France and Spain to impose stricter tanker safety controls
Spain and France said they would impose exhaustive safety checks on all single-hull oil tankers more than 15 years
old that enter their waters, in a bid to avert a repetition of the Prestige tanker disaster. Any ships deemed
dangerous will be expelled from the nations' waters, Spanish Prime Minister Jose Maria Aznar said in a conference
with French President Jacque Chirac.
The leaders said they would propose that the rest of the European Union adopt the measures as well. "We have decided
that enough is enough, that we will take the initiative and will propose to our partners that they do too," said
Chirac. "As far as we are concerned, the decision is irreversible.”

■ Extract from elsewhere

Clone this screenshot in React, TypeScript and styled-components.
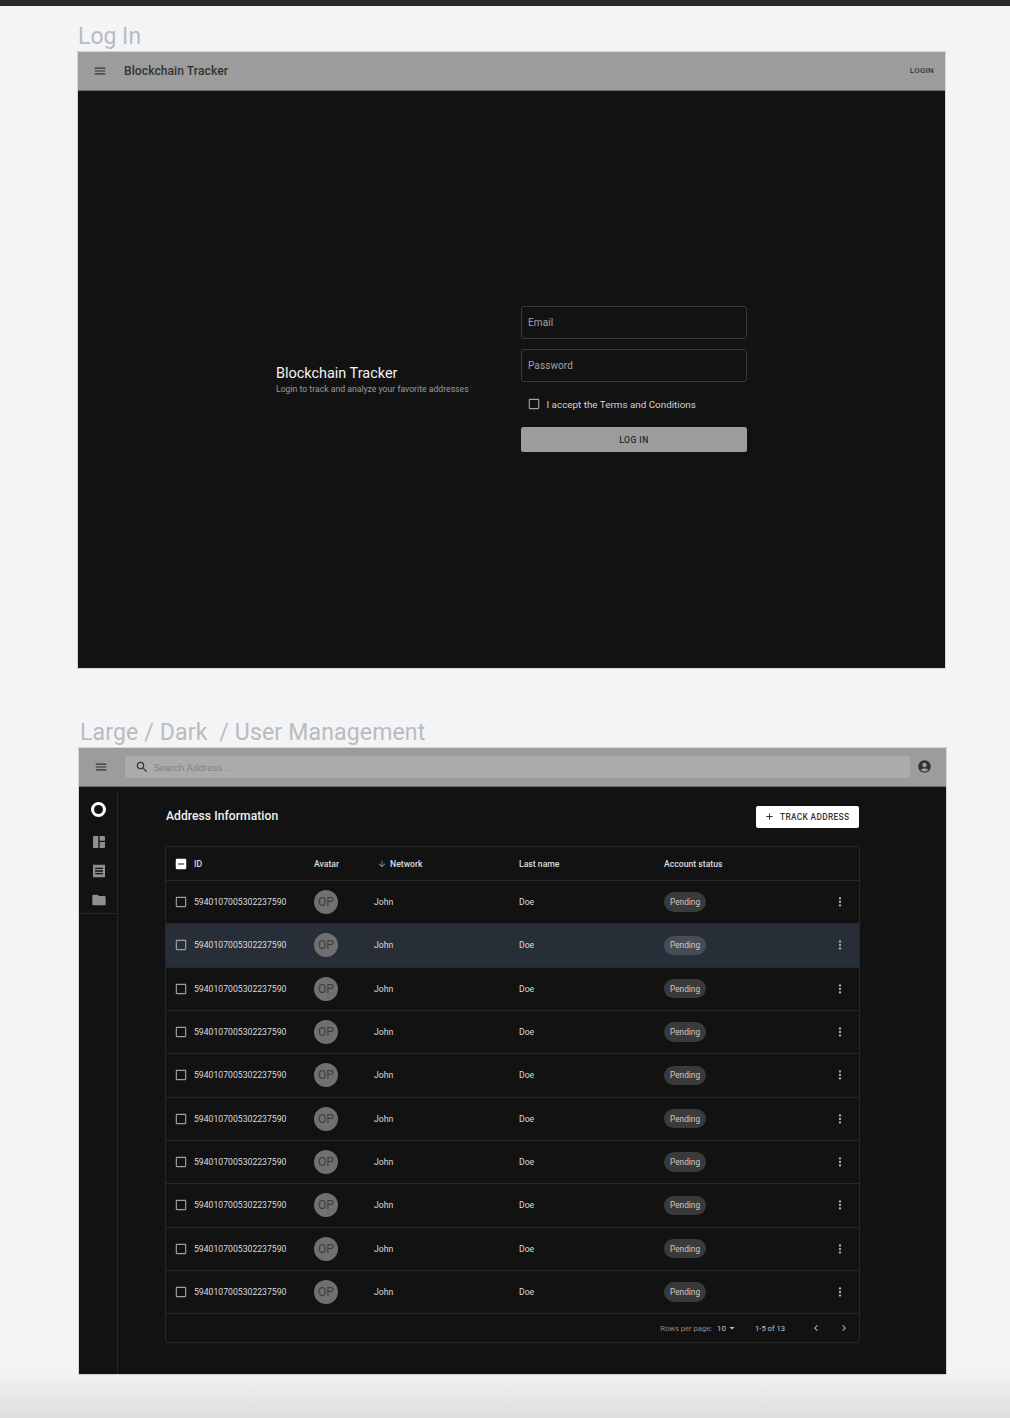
import styled, { createGlobalStyle } from 'styled-components';
import {
  MdAccountCircle,
  MdAdd,
  MdArrowDownward,
  MdArrowDropDown,
  MdCheckBoxOutlineBlank,
  MdChevronLeft,
  MdChevronRight,
  MdFolder,
  MdIndeterminateCheckBox,
  MdMenu,
  MdMoreVert,
  MdReceipt,
  MdSearch,
  MdSpaceDashboard,
} from 'react-icons/md';

const GlobalStyle = createGlobalStyle`
  html,
  body {
    margin: 0;
    padding: 0;
  }

  body {
    font-family: Roboto, 'Liberation Sans', sans-serif;
  }
`;

const Page = styled.div`
  width: 1010px;
  height: 1418px;
  overflow: hidden;
  background: linear-gradient(#f3f4f6 calc(100% - 50px), #dddee0 100%);
`;

const TopStrip = styled.div`
  height: 6px;
  background: #2a2a2a;
`;

const Section = styled.section<{ $indent: number; $top: number }>`
  margin-left: ${(props) => props.$indent}px;
  margin-top: ${(props) => props.$top}px;
  width: 867px;
`;

const SectionLabel = styled.h2<{ $inset?: number; $tracking?: number }>`
  margin: 0;
  padding-left: ${(props) => props.$inset ?? 0}px;
  font-size: 23px;
  font-weight: 400;
  line-height: 31px;
  letter-spacing: ${(props) => props.$tracking ?? 0}px;
  color: #b9bbbf;
  white-space: pre;
`;

const Frame = styled.div<{ $height: number }>`
  height: ${(props) => props.$height}px;
  display: flex;
  flex-direction: column;
  background: #121212;
  outline: 1px solid rgba(120, 120, 120, 0.25);
`;

const AppBar = styled.header<{ $end: number }>`
  flex: none;
  box-sizing: border-box;
  height: 38.5px;
  display: flex;
  align-items: center;
  gap: 9px;
  padding: 0 ${(props) => props.$end}px 0 15px;
  color: #333;
  background: #9c9c9c;
  border-bottom: 1px solid #6e6e6e;
`;

const BarTitle = styled.div`
  flex: 1;
  margin-left: 8px;
  font-size: 12.1px;
  font-weight: 500;
  letter-spacing: 0.06px;
  color: #333;
`;

const BarAction = styled.span`
  font-size: 7.9px;
  font-weight: 500;
  letter-spacing: 0.3px;
  color: #333;
`;

const LoginBody = styled.div`
  flex: 1;
  display: flex;
  align-items: center;
  justify-content: center;
  gap: 53px;
`;

const Intro = styled.div`
  width: 192px;
`;

const IntroTitle = styled.div`
  margin-bottom: 2px;
  font-size: 14.45px;
  line-height: 17px;
  color: #f2f2f2;
`;

const IntroText = styled.div`
  font-size: 8.67px;
  line-height: 10px;
  color: #9a9a9a;
  white-space: nowrap;
`;

const LoginForm = styled.form`
  width: 226px;
  display: flex;
  flex-direction: column;
  margin: 0;
`;

const Field = styled.div`
  box-sizing: border-box;
  height: 33px;
  margin-bottom: 10px;
  padding-left: 6px;
  display: flex;
  align-items: center;
  font-size: 10px;
  letter-spacing: 0.1px;
  color: #a2a2a2;
  border: 1px solid #3b3b3b;
  border-radius: 3px;
`;

const TermsRow = styled.label`
  display: flex;
  align-items: center;
  gap: 6px;
  height: 22px;
  margin: 1px 0 12px 5.5px;
  font-size: 9.85px;
  color: #d2d2d2;
  white-space: nowrap;
`;

const LoginButton = styled.button`
  height: 25px;
  padding: 0;
  border: none;
  border-radius: 2.5px;
  font-family: inherit;
  font-size: 8.67px;
  font-weight: 500;
  letter-spacing: 0.4px;
  color: #2a2a2a;
  background: #9c9c9c;
`;

const SearchBox = styled.div`
  flex: 1;
  height: 22px;
  margin: 1px -2px 0 8px;
  padding-left: 10px;
  display: flex;
  align-items: center;
  gap: 5px;
  font-size: 9.8px;
  color: #828282;
  background: #ababab;
  border-radius: 3px;
`;

const Workspace = styled.div`
  flex: 1;
  display: flex;
  min-height: 0;
`;

const SideNav = styled.nav`
  flex: none;
  box-sizing: border-box;
  width: 39px;
  margin-top: 4px;
  border-right: 1px solid #272727;
`;

const SideIcons = styled.div`
  height: 123px;
  box-sizing: border-box;
  padding: 11px 0 0 1px;
  display: flex;
  flex-direction: column;
  align-items: center;
  gap: 13px;
  color: #8f8f8f;
  border-bottom: 1px solid #272727;
`;

const LogoRing = styled.div`
  box-sizing: border-box;
  width: 15px;
  height: 15px;
  margin-bottom: 4px;
  border: 3px solid #fff;
  border-radius: 50%;
`;

const Content = styled.main`
  flex: 1;
  padding: 19px 86px 0 47px;
`;

const TitleRow = styled.div`
  height: 22px;
  margin-bottom: 18px;
  padding: 0 1px;
  display: flex;
  align-items: center;
  justify-content: space-between;
`;

const PageTitle = styled.h1`
  margin: 0 0 2px;
  font-size: 12.1px;
  font-weight: 500;
  letter-spacing: 0.06px;
  color: #f2f2f2;
`;

const TrackButton = styled.button`
  box-sizing: border-box;
  width: 103px;
  height: 22px;
  padding: 0 0 0 8px;
  display: flex;
  align-items: center;
  gap: 5px;
  border: none;
  border-radius: 2px;
  font-family: inherit;
  font-size: 8.3px;
  font-weight: 500;
  letter-spacing: 0.35px;
  color: #333;
  background: #fff;
`;

const TableCard = styled.div`
  box-sizing: border-box;
  width: 695px;
  border: 1px solid #272727;
  border-radius: 3px;
  overflow: hidden;
`;

const Row = styled.div<{ $head?: boolean; $selected?: boolean }>`
  box-sizing: border-box;
  height: ${(props) => (props.$head ? '34.4px' : '43.33px')};
  padding-top: ${(props) => (props.$head ? '1px' : '0')};
  display: grid;
  grid-template-columns: 148px 60px 145px 145px 1fr 40px;
  align-items: center;
  font-size: 8.67px;
  font-weight: ${(props) => (props.$head ? 500 : 400)};
  color: #dcdcdc;
  background: ${(props) => (props.$selected ? '#272e38' : 'transparent')};
  border-bottom: 1px solid #272727;
`;

const IdCell = styled.div`
  display: flex;
  align-items: center;
  gap: 6px;
  padding-left: 8px;
  color: #dcdcdc;
`;

const NetworkHead = styled.div`
  display: flex;
  align-items: center;
  gap: 3px;
  padding-left: 3px;
`;

const Avatar = styled.div`
  width: 24px;
  height: 24px;
  display: flex;
  align-items: center;
  justify-content: center;
  font-size: 12.1px;
  color: #3c3c3c;
  background: #707070;
  border-radius: 50%;
`;

const StatusChip = styled.span<{ $selected?: boolean }>`
  display: inline-flex;
  align-items: center;
  height: 19.5px;
  padding: 0 6px;
  font-size: 8.3px;
  color: #c8c8c8;
  background: ${(props) => (props.$selected ? '#484d55' : '#3a3a3a')};
  border-radius: 10px;
`;

const RowMenu = styled.div`
  display: flex;
  justify-content: center;
  padding-left: 1px;
  color: #a8a8a8;
`;

const TableFooter = styled.div`
  height: 28px;
  padding-right: 9px;
  display: flex;
  align-items: center;
  justify-content: flex-end;
  font-size: 7.6px;
  color: #8c8c8c;
`;

const PerPage = styled.span`
  display: inline-flex;
  align-items: center;
  margin-left: 5px;
  font-size: 8px;
  color: #c4c4c4;
`;

const PageRange = styled.span`
  margin: 0 25px 0 17px;
  color: #c4c4c4;
`;

const PagerButtons = styled.div`
  display: flex;
  gap: 16px;
  color: #b0b0b0;
`;

const ROW_COUNT = 10;

const AddressRow = ({ selected }: { selected: boolean }) => (
  <Row $selected={selected}>
    <IdCell>
      <MdCheckBoxOutlineBlank size={14} color="#a0a0a0" />
      5940107005302237590
    </IdCell>
    <Avatar>OP</Avatar>
    <div>John</div>
    <div>Doe</div>
    <div>
      <StatusChip $selected={selected}>Pending</StatusChip>
    </div>
    <RowMenu>
      <MdMoreVert size={14} />
    </RowMenu>
  </Row>
);

const LoginScreen = () => (
  <Section $indent={78} $top={15}>
    <SectionLabel>Log In</SectionLabel>
    <Frame $height={616}>
      <AppBar $end={11}>
        <MdMenu size={14} />
        <BarTitle>Blockchain Tracker</BarTitle>
        <BarAction>LOGIN</BarAction>
      </AppBar>
      <LoginBody>
        <Intro>
          <IntroTitle>Blockchain Tracker</IntroTitle>
          <IntroText>Login to track and analyze your favorite addresses</IntroText>
        </Intro>
        <LoginForm>
          <Field>Email</Field>
          <Field>Password</Field>
          <TermsRow>
            <MdCheckBoxOutlineBlank size={14} color="#a0a0a0" />I accept the
            Terms and Conditions
          </TermsRow>
          <LoginButton type="button">LOG IN</LoginButton>
        </LoginForm>
      </LoginBody>
    </Frame>
  </Section>
);

const ManagementScreen = () => (
  <Section $indent={79} $top={49}>
    <SectionLabel $inset={1} $tracking={0.17}>
      Large / Dark  / User Management
    </SectionLabel>
    <Frame $height={626}>
      <AppBar $end={14}>
        <MdMenu size={14} />
        <SearchBox>
          <MdSearch size={14} color="#333" />
          Search Address...
        </SearchBox>
        <MdAccountCircle size={15} />
      </AppBar>
      <Workspace>
        <SideNav>
          <SideIcons>
            <LogoRing />
            <MdSpaceDashboard size={16} />
            <MdReceipt size={16} />
            <MdFolder size={16} />
          </SideIcons>
        </SideNav>
        <Content>
          <TitleRow>
            <PageTitle>Address Information</PageTitle>
            <TrackButton type="button">
              <MdAdd size={11} />
              TRACK ADDRESS
            </TrackButton>
          </TitleRow>
          <TableCard>
            <Row $head>
              <IdCell>
                <MdIndeterminateCheckBox size={14} color="#fff" />
                ID
              </IdCell>
              <div>Avatar</div>
              <NetworkHead>
                <MdArrowDownward size={10} color="#9a9a9a" />
                Network
              </NetworkHead>
              <div>Last name</div>
              <div>Account status</div>
              <div />
            </Row>
            {Array.from({ length: ROW_COUNT }, (_, index) => (
              <AddressRow key={index} selected={index === 1} />
            ))}
            <TableFooter>
              Rows per page:
              <PerPage>
                10
                <MdArrowDropDown size={12} />
              </PerPage>
              <PageRange>1-5 of 13</PageRange>
              <PagerButtons>
                <MdChevronLeft size={12} />
                <MdChevronRight size={12} />
              </PagerButtons>
            </TableFooter>
          </TableCard>
        </Content>
      </Workspace>
    </Frame>
  </Section>
);

export default function App() {
  return (
    <Page>
      <GlobalStyle />
      <TopStrip />
      <LoginScreen />
      <ManagementScreen />
    </Page>
  );
}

Chirac and Aznar said that all suspect tankers within the country's exclusive economic zones, which stretch about 230
miles from the coast, will be checked. The measure will also cover ships carrying tar.
The two leaders were speaking some two weeks after the 26-year-old single-hull Prestige sprung a leak Nov. 13. Six
days later, the vessel split in two and sank, taking most of its 20 mm gallons of fuel oil to the ocean floor. The
Spanish government revised its figures for size of the Prestige's spillage, raising it from 2.9 mm gallons to 4.5 mm
gallons. Ecologists have accused the Spanish government of purposely underestimating the size of the spill.
French Ecology Minister Roselyne Bachelot, who flew over the disaster area, said a three-person French submarine will
arrive in the area to check if the Prestige is still leaking oil from the sea floor 1,800 feet below. Meanwhile, as
improving weather conditions facilitated clean-up operations, authorities were keeping an eye on whether more slicks
were creeping north-eastward, beyond the Galicia region initially affected, to the neighbouring northern coastal area
of Asturias on the Bay of Biscay. Regional officials said three small slicks were spotted some 30 miles from the
Asturian coast.
Asturias' Maritime Salvage agency insisted the slicks were from the Prestige. But central government officials in the
region said the oil came from another ship that it said emptied its tanks at sea. That ship was not identified.
Elsewhere, some 50 oil-covered birds were found dead on the coast off southern Spain, hundreds of miles from where
the Prestige went down. Miguel Angel Valladares of the World Wildlife Fund in Madrid said the group was carrying out
tests on the birds but that given the southerly migratory direction of the birds, it looked as if it they had been
affected by oil from the Prestige.
In Galicia, wildlife rescue centres were treating some 400 oil-coated birds, but up to 8,000 were believed to have
been affected, the World Wildlife Fund said in a statement. The disaster has prompted a precautionary ban on fishing
along 300 miles of Spanish coastline, affecting some 7,000 workers.
Cleanup work on land and on sea continued, raising the total amount of oil scraped off Galicia's coast to nearly 450,000 gallons of oil waste from 141 beaches. Regional authorities said anti-pollution boats had so far vacuumed 520,000 gallons from the main slick caused by the Prestige, said to be located some 80 miles off the coast from the Galician port of A Coruna.